Damien Hooper

Personal information
- Nickname: Super Hooper
- Nationality: Australian
- Born: 5 February 1992 (age 34) Toowoomba, Queensland Australia
- Height: 6 ft 0 in (183 cm)
- Weight: Light-heavyweight

Boxing career
- Reach: 80 in (203 cm)

Boxing record
- Total fights: 15
- Wins: 14
- Win by KO: 9
- Losses: 1

Medal record
Summer Youth Olympics
| Gold medal – first place | 2010 Singapore | Middleweight |
AIBA Youth World Boxing Championships
| Silver medal – second place | 2010 AIBA | Middleweight |

= Damien Hooper =

Australian boxer (born 1992)

Damien Hooper (born 5 February 1992) is an Indigenous Australian professional boxer. As an amateur he was selected to represent Australia at the 2012 Summer Olympics in the light-heavyweight division.

==Early life==
Hooper was raised by his grandmother, Lillian Weribone, in a Dalby Queensland, Australia. Hooper began boxing at the age of eleven with older brother Troy Hooper. He was in trouble with the law and the local policeman there named Chris Seng had been a pro boxer. He ran the police citizens youth club and suggested that Hooper take up boxing.

==Amateur boxing career==

In 2010, he became the first Indigenous Australian to win a junior world title when he won the 75 kg category at the Youth Olympics in Singapore. In the same year, he won a silver medal at the Youth World Championships in Baku, Azerbaijan, and was selected in the Australian team for the 2010 Commonwealth Games in New Delhi. He was an Australian Institute of Sport boxing scholarship holder.

The following year, Hooper stepped up a weight division and into open competition. He returned to Baku for the 2011 World Amateur Boxing Championships – Light heavyweight 2011 World Amateur Boxing Championships, where he made the quarter finals, being edged out by Julio César La Cruz 13:14 and earned direct qualification for the London Olympics.

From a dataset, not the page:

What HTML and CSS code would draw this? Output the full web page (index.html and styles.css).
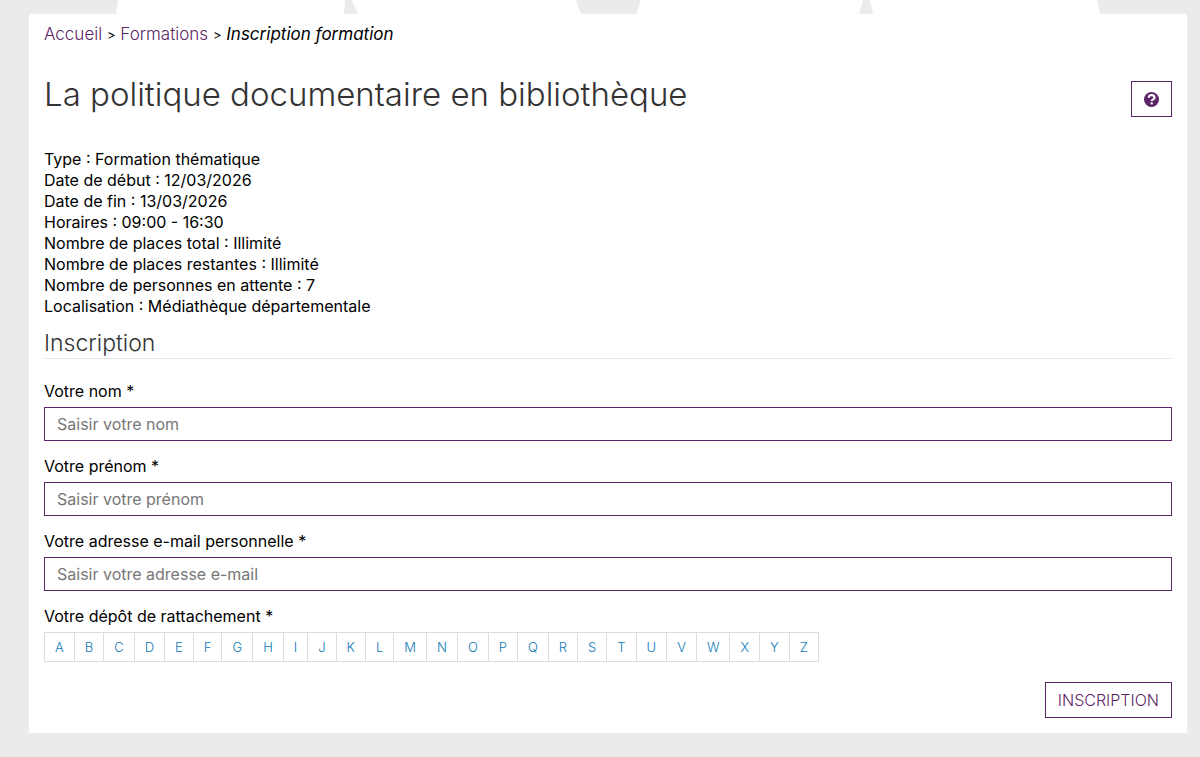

===2012 London Summer Olympics===
At the 2012 London Summer Olympics, he beat Marcus Browne then he lost on points to 81 kg gold medallist Egor Mekhontsev of Russia in the last of his 180 amateur fights.

==Professional boxing career==
===Early stages===
Before he made his debut in 2013, Hooper signed with Ricky Hatton's Hatton Promotions. By 2014 he had 9-0 record. Then momentum in Hooper's promising professional career stalled, with a first round knockout loss to Rob Powdrill on 8 November 2014.

===Hooper vs. Salamov===
In 2017, Hooper (12-1, 8KO) took on unbeaten Russian Umar Salamov (19-0, 14KO) on the undercard to the Pacquiao v Horn match and received a unanimous decision 96–94 on the judges' scorecards to win the WBO International light-heavyweight title and vacant IBF International light heavyweight title improving his record to 13-1.

===Hooper vs. Quinlan===
On 7 April 2018 at the Convention & Exhibition Centre in Brisbane, Australia, Quinlan stepped up to a weight division for a bout with long-time rival Renold Quinlan. He won by technical knockout in the ninth round.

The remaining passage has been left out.